Guinea hen weed also features in Dalton Paula’s video performance Implantar Anamu (Implanting Anamu, 2016), carried out during his stay in Habana Vieja, Cuba; the performance took place before the wall of La Cabaña, a grand eighteenth-century fort designed by the Spanish and built by slave labour, imposing itself as a symbol of the architecture of power and punitive control. The fort, which formerly served as a military base and a torture prison, today houses a museum – yet another institution of power which continually applies selection and exclusion criteria not only regarding aesthetic language but also political, social, gender- and race-based aspects. Implantar Anamu is a work that expands Dalton Paula’s experimentations with guinea hen weed and with procedures for grinding objects. Having plunged into the repetition of an obsessive and blind gesture, Dalton Paula drives his body to exhaustion by dilating the time taken to macerate a few ceramic pots in the metal mortar until they are turned to dust, hence expressing a desire to give back to the earth that which had once belonged to it and which human culture had extracted. The work’s long duration evokes the sluggish rhythm of life inside a prison, where days do not go by – they drag by. Dalton Paula performs a ritual to grind what had once been molded and to plant within the ruins of destruction the antidote against oppression and subjugation; to plant guinea hen weed in the mixture of powder, ceramic shards, and fertile earth from the island, a plant known in Cuba as anamu. This plant binds together the narratives of enslaved black people both in Brazil and in Cuba, and through it the artist questions powers and repositions the place of speech and the volume of black voices in relation to past, present, and future.

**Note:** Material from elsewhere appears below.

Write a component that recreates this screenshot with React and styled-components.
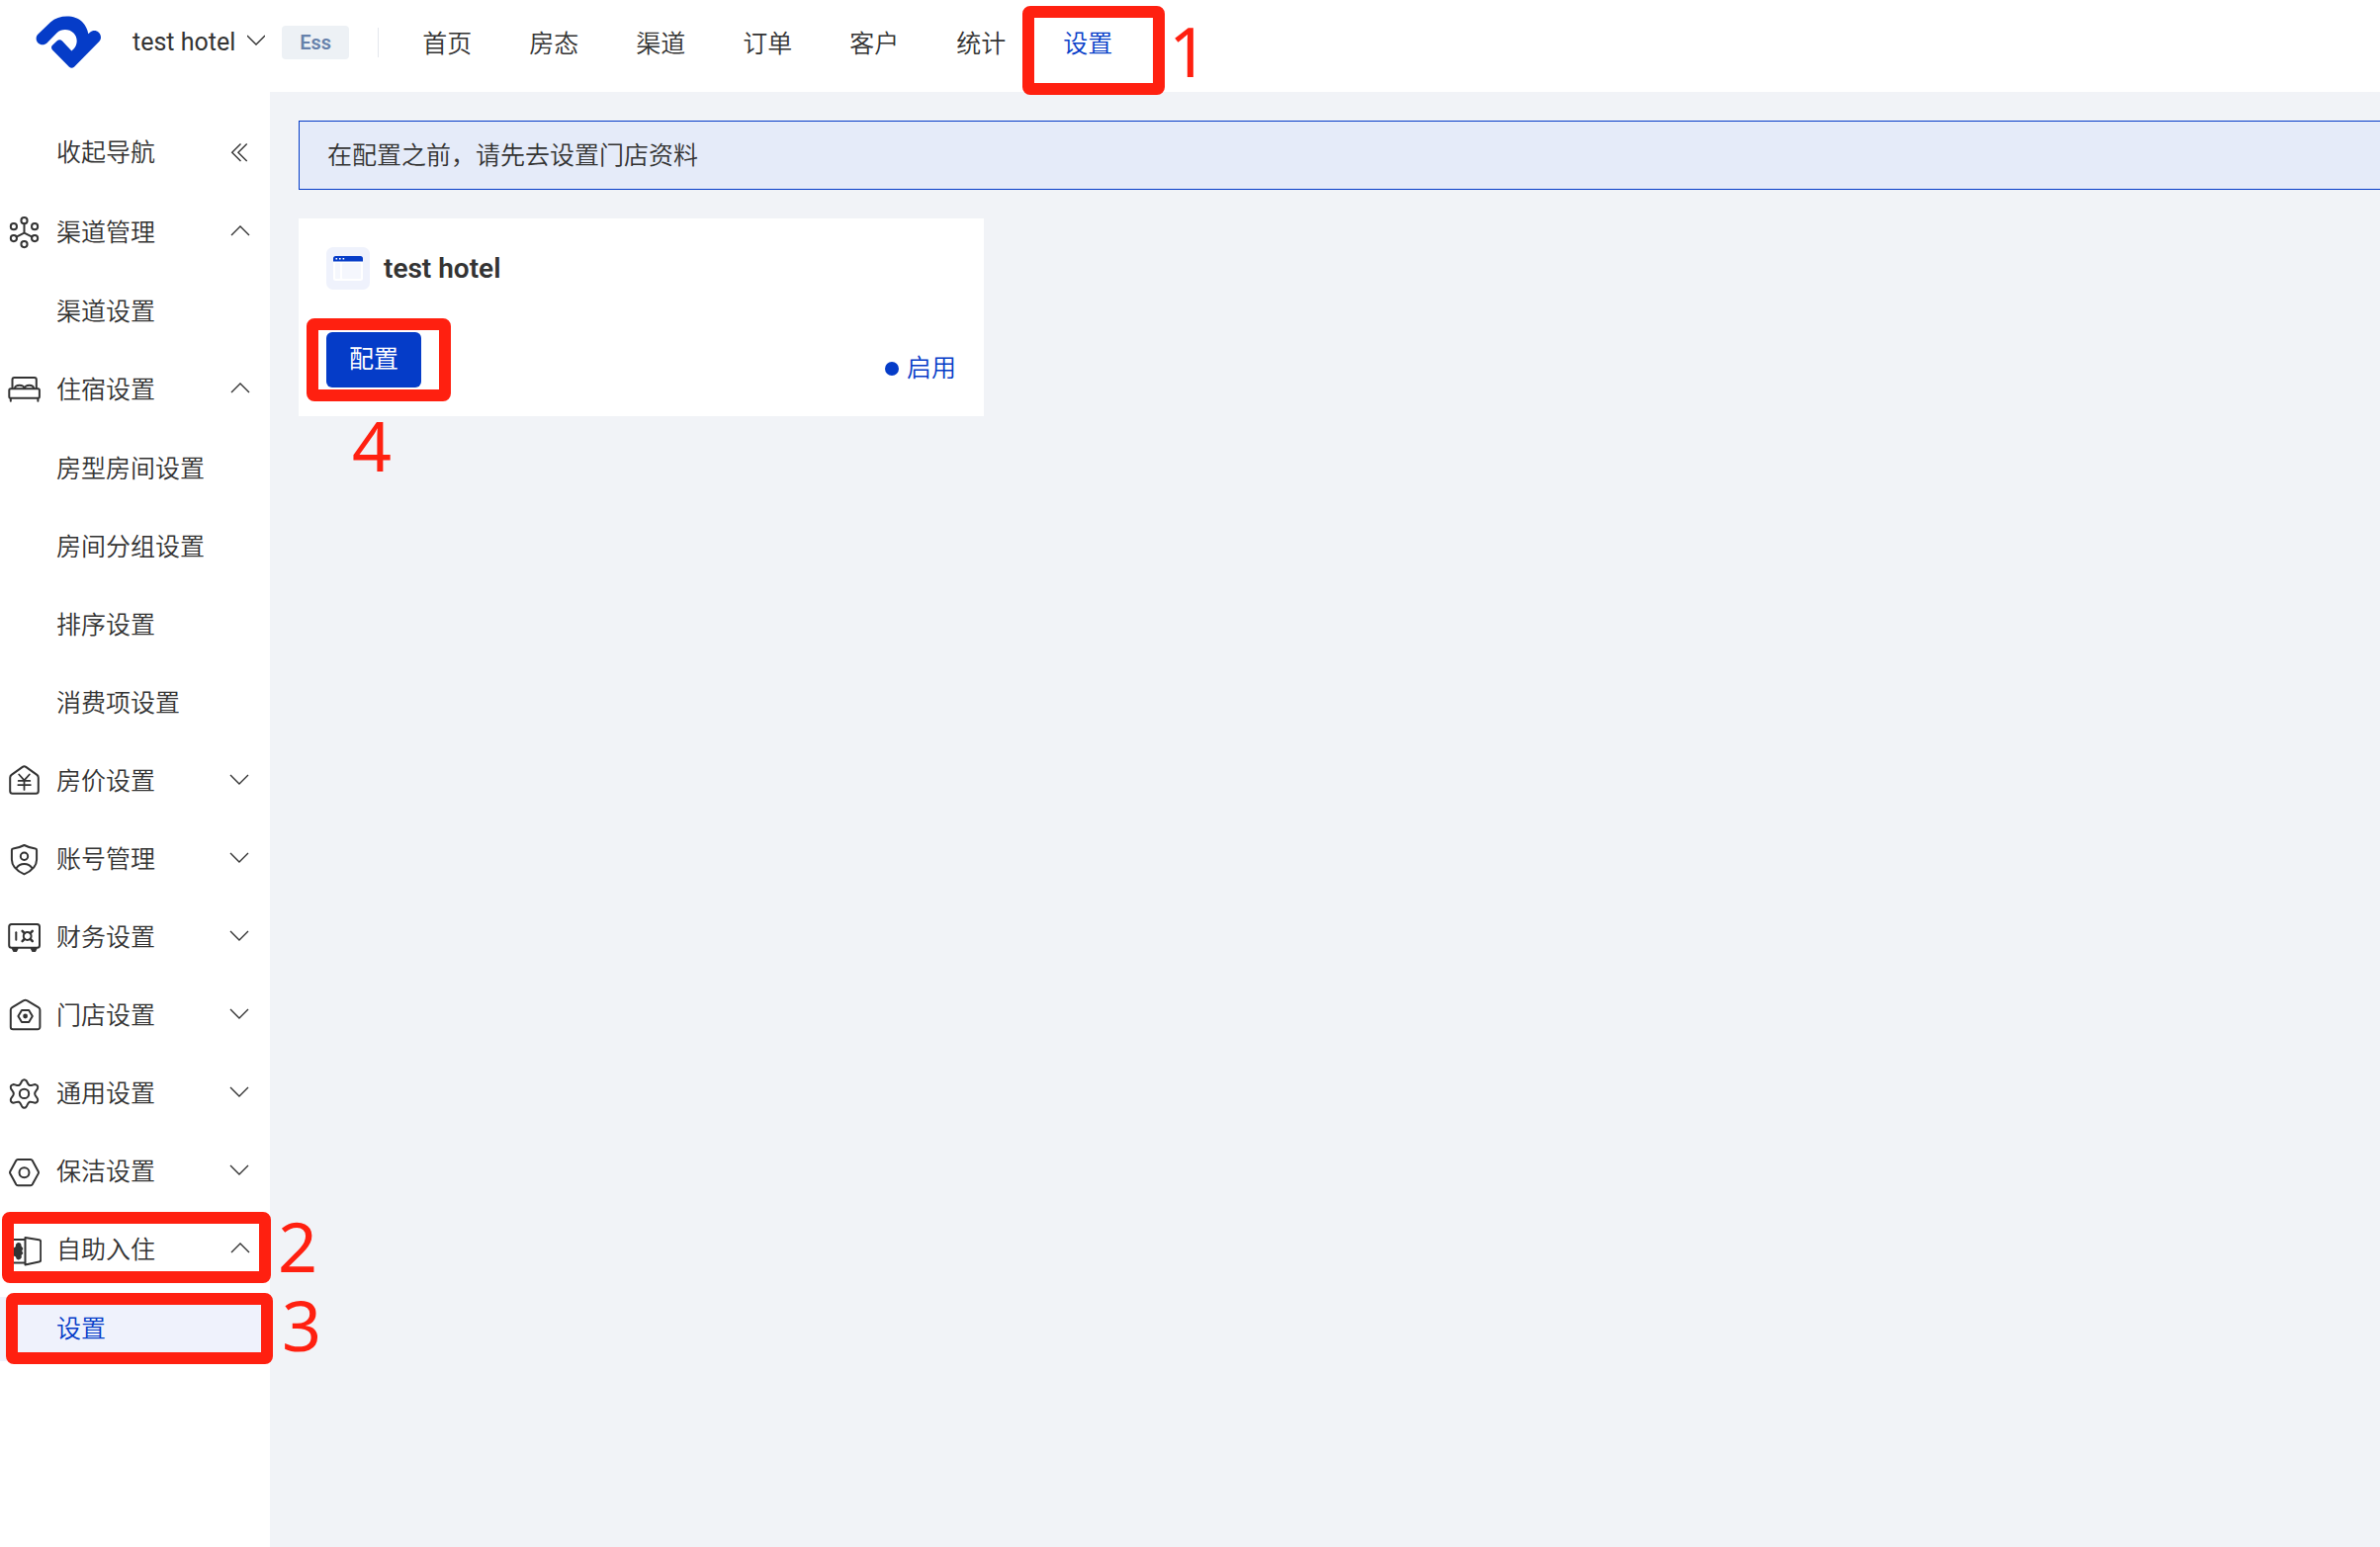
import React from "react";
import styled, { createGlobalStyle, css } from "styled-components";

const colors = {
  blue: "#053cc8",
  text: "#333333",
  red: "#ff2010",
  page: "#f1f3f7",
  active: "#eff2fc",
};

const GlobalStyle = createGlobalStyle`
  *, *::before, *::after {
    box-sizing: border-box;
  }

  body {
    margin: 0;
    background: ${colors.page};
    color: ${colors.text};
    font-family: Roboto, "Noto Sans CJK SC", sans-serif;
    font-size: 25px;
    font-weight: 400;
    line-height: 38px;
  }

  button {
    padding: 0;
    border: 0;
    background: none;
    color: inherit;
    font: inherit;
    cursor: pointer;
  }

  a {
    color: inherit;
    text-decoration: none;
  }

  svg {
    display: block;
    flex: none;
  }
`;

const Page = styled.div`
  position: relative;
  display: flex;
  flex-direction: column;
  min-height: 100vh;
  overflow-x: hidden;
`;

const Header = styled.header`
  display: flex;
  align-items: center;
  height: 93px;
  padding: 0 36px 8px;
  background: #fff;
`;

const HotelSelect = styled.button`
  display: flex;
  align-items: center;
  gap: 12px;
  margin-left: 32px;
  white-space: nowrap;
`;

const Badge = styled.span`
  margin-left: 17px;
  padding: 0 18px;
  border-radius: 4px;
  background: #edf1f5;
  color: #6681ab;
  font-size: 20px;
  font-weight: 600;
  line-height: 34px;
`;

const Divider = styled.span`
  width: 1px;
  height: 30px;
  margin: 0 44px 0 29px;
  background: #e4e7ec;
`;

const TopNav = styled.nav`
  display: flex;
  gap: 58px;
  padding-top: 4px;
`;

const TopLink = styled.a`
  color: ${(props) => (props.$active ? colors.blue : colors.text)};
  font-weight: 350;
  white-space: nowrap;
`;

const Body = styled.div`
  display: flex;
  flex: 1;
`;

const Sidebar = styled.nav`
  flex: none;
  width: 273px;
  padding-top: 29px;
  background: #fff;
  font-weight: 350;
`;

const rowStyle = css`
  display: flex;
  align-items: center;
  width: 100%;
  height: 65px;
  padding-right: 19px;
  text-align: left;
  white-space: nowrap;
`;

const CollapseRow = styled.button`
  ${rowStyle}
  justify-content: space-between;
  margin-bottom: 16px;
  padding-left: 57px;
`;

const Menu = styled.ul`
  display: flex;
  flex-direction: column;
  gap: 14px;
  margin: 0;
  padding: 0;
  list-style: none;
`;

const SubMenu = styled(Menu)`
  padding-top: 15px;
`;

const GroupRow = styled.button`
  ${rowStyle}
  gap: 15px;
  padding-left: 6px;
`;

const GroupLabel = styled.span`
  flex: 1;
`;

const SubLink = styled.a`
  ${rowStyle}
  padding-left: 57px;
  background: ${(props) => (props.$active ? colors.active : "transparent")};
  color: ${(props) => (props.$active ? colors.blue : colors.text)};
`;

const Main = styled.main`
  flex: 1;
  min-width: 0;
  padding: 29px 0 29px 29px;
`;

const Notice = styled.p`
  margin: 0 0 29px;
  padding: 16px 28px 14px;
  border: 1px solid ${colors.blue};
  border-right: 0;
  background: #e5ebf9;
  font-weight: 350;
`;

const CardGrid = styled.div`
  display: grid;
  grid-template-columns: repeat(3, 1fr);
  gap: 13px;
`;

const Card = styled.article`
  display: flex;
  flex-direction: column;
  justify-content: space-between;
  height: 200px;
  padding: 29px 28px;
  background: #fff;
`;

const CardHead = styled.div`
  display: flex;
  align-items: center;
  gap: 14px;
`;

const CardIcon = styled.span`
  display: grid;
  place-items: center;
  width: 44px;
  height: 43px;
  border-radius: 7px;
  background: ${colors.active};
`;

const CardTitle = styled.h2`
  margin: 0;
  font-size: 28px;
  font-weight: 600;
`;

const CardFoot = styled.div`
  display: flex;
  align-items: flex-end;
  justify-content: space-between;
`;

const ConfigButton = styled.button`
  && {
    height: 56px;
    padding: 0 23px;
    border-radius: 6px;
    background: ${colors.blue};
    color: #fff;
  }
`;

const Status = styled.span`
  display: flex;
  align-items: center;
  gap: 8px;
  color: ${colors.blue};
  font-weight: 350;

  &::before {
    width: 14px;
    height: 14px;
    border-radius: 50%;
    background: ${colors.blue};
    content: "";
  }
`;

// Red frames and step numbers lie on top of the page
const Frame = styled.div`
  position: absolute;
  top: ${(props) => props.$top}px;
  left: ${(props) => props.$left}px;
  width: ${(props) => props.$width}px;
  height: ${(props) => props.$height}px;
  border: 12px solid ${colors.red};
  border-radius: 8px;
  pointer-events: none;
`;

const Step = styled.span`
  position: absolute;
  top: ${(props) => props.$top}px;
  left: ${(props) => props.$left}px;
  color: ${colors.red};
  font-family: "Noto Sans", "Open Sans", sans-serif;
  font-size: 70px;
  line-height: 70px;
  pointer-events: none;
`;

const Logo = () => (
  <svg width="66" height="54" viewBox="36 15 66 54" fill={colors.blue} aria-hidden="true">
    <path d="M38.5 33.5 51 21.5C60 13.5 76 13.8 83.5 21.5C86.5 24.5 88.6 29 89.3 33.3L91 31.7C93.5 29.5 97.5 29.5 100 32C102.5 34.5 102.7 38.5 100.3 41L75 66.7Q72.5 69 70 66.7L53 49.5Q51 47 53 44.8L57.5 40.4Q60.5 38 63 40.5L72.4 50.5 74.5 48.5C79 43.5 78.5 36.5 74.5 32.5C70 28 62 28 57.5 32.3L47.5 42.4C45 44.8 41 44.8 38.5 42.4C36 40 36 36 38.5 33.5Z" />
  </svg>
);

const Chevron = ({ up = false, width = 24 }) => (
  <svg
    width={width}
    height="24"
    viewBox={width === 24 ? "0 0 24 24" : "3 0 18 24"}
    fill="none"
    stroke={colors.text}
    strokeWidth="1.4"
    aria-hidden="true"
  >
    <path d={up ? "M4 14 13 5l9 9" : "M3 5l9 9 9-9"} />
  </svg>
);

const DoubleLeft = () => (
  <svg width="24" height="24" viewBox="0 0 24 24" fill="none" stroke={colors.text} strokeWidth="1.4" aria-hidden="true">
    <path d="M13.5 2.5 4.7 11.3l8.8 8.8M19.7 2.5 10.9 11.3l8.8 8.8" />
  </svg>
);

const MenuIcon = ({ children }) => (
  <svg
    width="36"
    height="36"
    viewBox="0 0 36 36"
    fill="none"
    stroke={colors.text}
    strokeWidth="2"
    strokeLinecap="round"
    strokeLinejoin="round"
    aria-hidden="true"
  >
    {children}
  </svg>
);

const icons = {
  channel: (
    <>
      <circle cx="18.5" cy="5.2" r="3.1" />
      <circle cx="7.9" cy="11.2" r="3.1" />
      <circle cx="29.1" cy="11.2" r="3.1" />
      <circle cx="7.9" cy="23.1" r="3.1" />
      <circle cx="29.1" cy="23.1" r="3.1" />
      <circle cx="18.5" cy="29.1" r="3.1" />
      <path d="M18.5 8.3V17.7M10.6 21.6 18.5 17.7l7.9 3.9" />
    </>
  ),
  bed: (
    <>
      <path d="M6.5 15.5V7a2 2 0 0 1 2-2h20.3a2 2 0 0 1 2 2V15.5" />
      <rect x="3.3" y="16.3" width="30.6" height="9.4" rx="1.5" />
      <path d="M4.8 26v2.8M32.4 26v2.8" />
      <path d="M9 15.5c.4-2 1.8-2.7 4.7-2.7s4.3.7 4.7 2.7M19 15.5c.4-2 1.8-2.7 4.7-2.7s4 .7 4.4 2.7" />
    </>
  ),
  price: (
    <>
      <path d="M16.8 2.9 5.6 10.9a3.5 3.5 0 0 0-1.4 2.8v13.5a2.5 2.5 0 0 0 2.5 2.5h23.6a2.5 2.5 0 0 0 2.5-2.5V13.7a3.5 3.5 0 0 0-1.4-2.8L20.2 2.9a3 3 0 0 0-3.4 0Z" />
      <path d="m13.2 10.5 5.3 5.8 5.3-5.8M12.7 16.9h11.6M12.3 21.1h12.6M18.5 16.5v9.4" strokeWidth="1.8" />
    </>
  ),
  account: (
    <>
      <path d="M18.5 3c4 2.1 8 3.1 11.2 3.5a1.6 1.6 0 0 1 1.4 1.6v9.4c0 6-4.5 11.3-12.6 14.8C10.4 28.8 5.9 23.5 5.9 17.5V8.1a1.6 1.6 0 0 1 1.4-1.6C10.5 6.1 14.5 5.1 18.5 3Z" />
      <circle cx="18.5" cy="14.3" r="3.7" />
      <path d="M10.5 26.3c1.7-3 4.5-4.4 8-4.4s6.3 1.4 8 4.4" />
    </>
  ),
  finance: (
    <>
      <rect x="3.2" y="4" width="30.8" height="23.8" rx="2.5" />
      <path d="M6.8 28.5h4.8l-1.3 2.6H8.1ZM25.8 28.5h4.8l-1.3 2.6h-2.2Z" fill={colors.text} />
      <path d="M10.3 12.3v7.4" />
      <circle cx="21.7" cy="16" r="3.9" />
      <path d="m16.6 10.9 2.2 2.2M26.8 10.9l-2.2 2.2M16.6 21.1l2.2-2.2M26.8 21.1l-2.2-2.2" strokeWidth="2.5" />
    </>
  ),
  store: (
    <>
      <path d="M18 2.2 6.3 9.1A3 3 0 0 0 4.8 11.7v17.3a2.3 2.3 0 0 0 2.3 2.3h25a2.3 2.3 0 0 0 2.3-2.3V11.7a3 3 0 0 0-1.5-2.6L21.2 2.2a3 3 0 0 0-3.2 0Z" />
      <path d="M16 12h7.2l3.6 6-3.6 6H16l-3.6-6Z" />
      <circle cx="19.6" cy="18" r="1.4" fill={colors.text} />
    </>
  ),
  general: (
    <>
      <path d="M16.2 4.5Q18.5 2 20.8 4.5C22 6.5 22 8.2 24 9C26 9.6 27.6 8 29.7 8.1Q33 9 32 12.2C31 14.2 29.2 15.2 29.2 17.4C29.2 19.6 31 20.6 32 22.6Q33 25.8 29.7 26.7C27.6 26.8 26 25.2 24 25.8C22 26.6 22 28.3 20.8 30.3Q18.5 33.3 16.2 30.3C15 28.3 15 26.6 13 25.8C11 25.2 9.4 26.8 7.3 26.7Q4 25.8 5 22.6C6 20.6 7.8 19.6 7.8 17.4C7.8 15.2 6 14.2 5 12.2Q4 9 7.3 8.1C9.4 8 11 9.6 13 9C15 8.2 15 6.5 16.2 4.5Z" />
      <circle cx="18.5" cy="17.4" r="4.7" />
    </>
  ),
  cleaning: (
    <>
      <path d="M12 5h13a2 2 0 0 1 1.7 1l6.1 11.2a2 2 0 0 1 0 1.9l-6.1 11.2a2 2 0 0 1-1.7 1H12a2 2 0 0 1-1.7-1L4.2 19.1a2 2 0 0 1 0-1.9L10.3 6a2 2 0 0 1 1.7-1Z" />
      <circle cx="18.5" cy="18.2" r="5" />
    </>
  ),
  checkin: (
    <>
      <path d="M18.5 7H6v23.5h12.5" />
      <path d="m19.5 5 14 2.2a2 2 0 0 1 1.7 2v18.4a2 2 0 0 1-1.7 2l-14 2.9Z" />
      <path
        d="M12.5 10a3.2 3.2 0 0 1 3 3.5l1.9 2.5-1.2 2.5 1.2 2.500-1.900 2a3.200 3.200 0 0 1-3 4.500 3 3 0 0 1-2.500-3l-3-1.500v-7l3-2a3 3 0 0 1 2.500-4Z"
        fill={colors.text}
        stroke="none"
      />
    </>
  ),
};

const topNav = ["首页", "房态", "渠道", "订单", "客户", "统计", "设置"];

const menu = [
  { icon: "channel", label: "渠道管理", items: ["渠道设置"] },
  {
    icon: "bed",
    label: "住宿设置",
    items: ["房型房间设置", "房间分组设置", "排序设置", "消费项设置"],
  },
  { icon: "price", label: "房价设置" },
  { icon: "account", label: "账号管理" },
  { icon: "finance", label: "财务设置" },
  { icon: "store", label: "门店设置" },
  { icon: "general", label: "通用设置" },
  { icon: "cleaning", label: "保洁设置" },
  { icon: "checkin", label: "自助入住", items: ["设置"] },
];

const MenuGroup = ({ group }) => {
  const open = Boolean(group.items);
  return (
    <li>
      <GroupRow type="button" aria-expanded={open}>
        <MenuIcon>{icons[group.icon]}</MenuIcon>
        <GroupLabel>{group.label}</GroupLabel>
        <Chevron up={open} />
      </GroupRow>
      {open && (
        <SubMenu>
          {group.items.map((item) => (
            <li key={item}>
              <SubLink href="#" $active={item === "设置"}>
                {item}
              </SubLink>
            </li>
          ))}
        </SubMenu>
      )}
    </li>
  );
};

const HotelCard = ({ name }) => (
  <Card>
    <CardHead>
      <CardIcon>
        <svg width="30" height="25" viewBox="0 0 30 25" aria-hidden="true">
          <rect width="30" height="25" rx="2.5" fill="#fff" />
          <rect x="2" y="7" width="5" height="16" rx="1" fill="#f5f7fd" />
          <rect x="9" y="7" width="19" height="16" rx="1" fill="#f5f7fd" />
          <path d="M0 5.5V2.5A2.5 2.5 0 0 1 2.5 0h25A2.5 2.5 0 0 1 30 2.5v3Z" fill={colors.blue} />
          <path d="M2.5 2h1.6v1.6H2.5zM6 2h1.6v1.6H6zM9.6 2h1.6v1.6H9.6z" fill="#fff" />
        </svg>
      </CardIcon>
      <CardTitle>{name}</CardTitle>
    </CardHead>
    <CardFoot>
      <ConfigButton type="button">配置</ConfigButton>
      <Status>启用</Status>
    </CardFoot>
  </Card>
);

const App = () => {
  return (
    <Page>
      <GlobalStyle />
      <Header>
        <Logo />
        <HotelSelect type="button">
          test hotel
          <Chevron width={18} />
        </HotelSelect>
        <Badge>Ess</Badge>
        <Divider />
        <TopNav>
          {topNav.map((label) => (
            <TopLink key={label} href="#" $active={label === "设置"}>
              {label}
            </TopLink>
          ))}
        </TopNav>
      </Header>
      <Body>
        <Sidebar>
          <CollapseRow type="button">
            收起导航
            <DoubleLeft />
          </CollapseRow>
          <Menu>
            {menu.map((group) => (
              <MenuGroup key={group.label} group={group} />
            ))}
          </Menu>
        </Sidebar>
        <Main>
          <Notice>在配置之前，请先去设置门店资料</Notice>
          <CardGrid>
            <HotelCard name="test hotel" />
          </CardGrid>
        </Main>
      </Body>

      <Frame $top={6} $left={1034} $width={144} $height={90} />
      <Step $top={16} $left={1182}>1</Step>
      <Frame $top={1226} $left={2} $width={272} $height={72} />
      <Step $top={1225} $left={281}>2</Step>
      <Frame $top={1308} $left={6} $width={270} $height={72} />
      <Step $top={1305} $left={285}>3</Step>
      <Frame $top={322} $left={310} $width={146} $height={84} />
      <Step $top={415} $left={356}>4</Step>
    </Page>
  );
};

export default App;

Devoid of categories and assembling performance, video, and photography, the work Coronel Castelo Negro B (Colonel Castelo Negro [‘black’] B, 2013) also confronts the fusion of military and political powers. The title parodies the name of general Humberto Castelo Branco [‘white’] (1897-1967), the leading army officer involved in the coup of March 1964 and the first president of the military dictatorship, responsible for initiating a dark period marked by the suspension of political rights, repression against left-wing movements, persecution of opponents, and censorship on the right to freedom of intellectual and artistic expression. Dalton Paula creates a self-portrait in which he merges references to the army and military police; he seizes a colonel’s rank insignia, three yellow stars, and sews it onto his bare shoulder. The scene is set on a green landscape where the archaic and active rural coronelismo, or colonels’ rule, is in command, managing the latifundia and agribusiness with oligarchic political force and giving rise to countless conflicts for land ownership and use. Dalton Paula seizes this location and in his rebellion turns history around, assaults power ranks, and leads them to the memory of the shoulders of one with no possessions.

Nilo Peçanha (1867-1924) had a poor background and because of his skin colour was pejoratively called a mulatto by his opponents, despite denying any African descent; against all obstacles facing the social mobility of people from his social class, he became a major political figure and eventually president of Brazil in the early 1900s. This was an admirable feat in a society which had officially ended slavery only twenty-one years before. Peçanha’s name is the title of a video performance in which Dalton Paula, facing the Ministries Esplanade in Brasília, displays the Republic’s coat of arms – the utmost symbol of state power – sewn onto his back, thus introducing the question of how a black man is able to take hold of government instruments.

The video O batedor de bolsa (The pickpocket, 2011) highlights the violence inherent to social exclusion and to society’s racial prejudices, all of which have helped to shape a warped image of criminals and delinquents; marginality has thus become associated with black and poor people, i.e. those who often live without basic possessions but who nevertheless would not resort to stealing. Racism, now a criminal offence, is deep-rooted in Brazilians’ behaviour. Dalton Paula’s work records the performance carried out in the public space of a street in the city’s outskirts, having as background a stained white wall which contrasts with the blackness of the artist’s skin and bag. His action is economic and swift: while holding a truncheon (an object which becomes a weapon at the hands of police officers), he attempts to strike a woman’s bag hanging above his head. He strikes the air blindly until he becomes tired. The bag evokes other meanings, e.g. the stock market where global capital flows and which stands above the majority of the segregated population, or an object which stores the twisted moral and ethical values of urban middle classes. Hence Dalton Paula relives the prejudice he suffered as a child and denounces racial violence while purging the unfair association, generally made by white women, between the image of a poor black boy and that of the street thief who commits petty crimes, known in Brazil as pivete, trombadinha> or O batedor de carteira/O batedor de bolsa

* Reis, João José. Domingos Sodré: um sacerdote africano. Escravidão, liberdade e candomblé na Bahia do século XIX. São Paulo: Companhia das Letras, 2008. p. 152.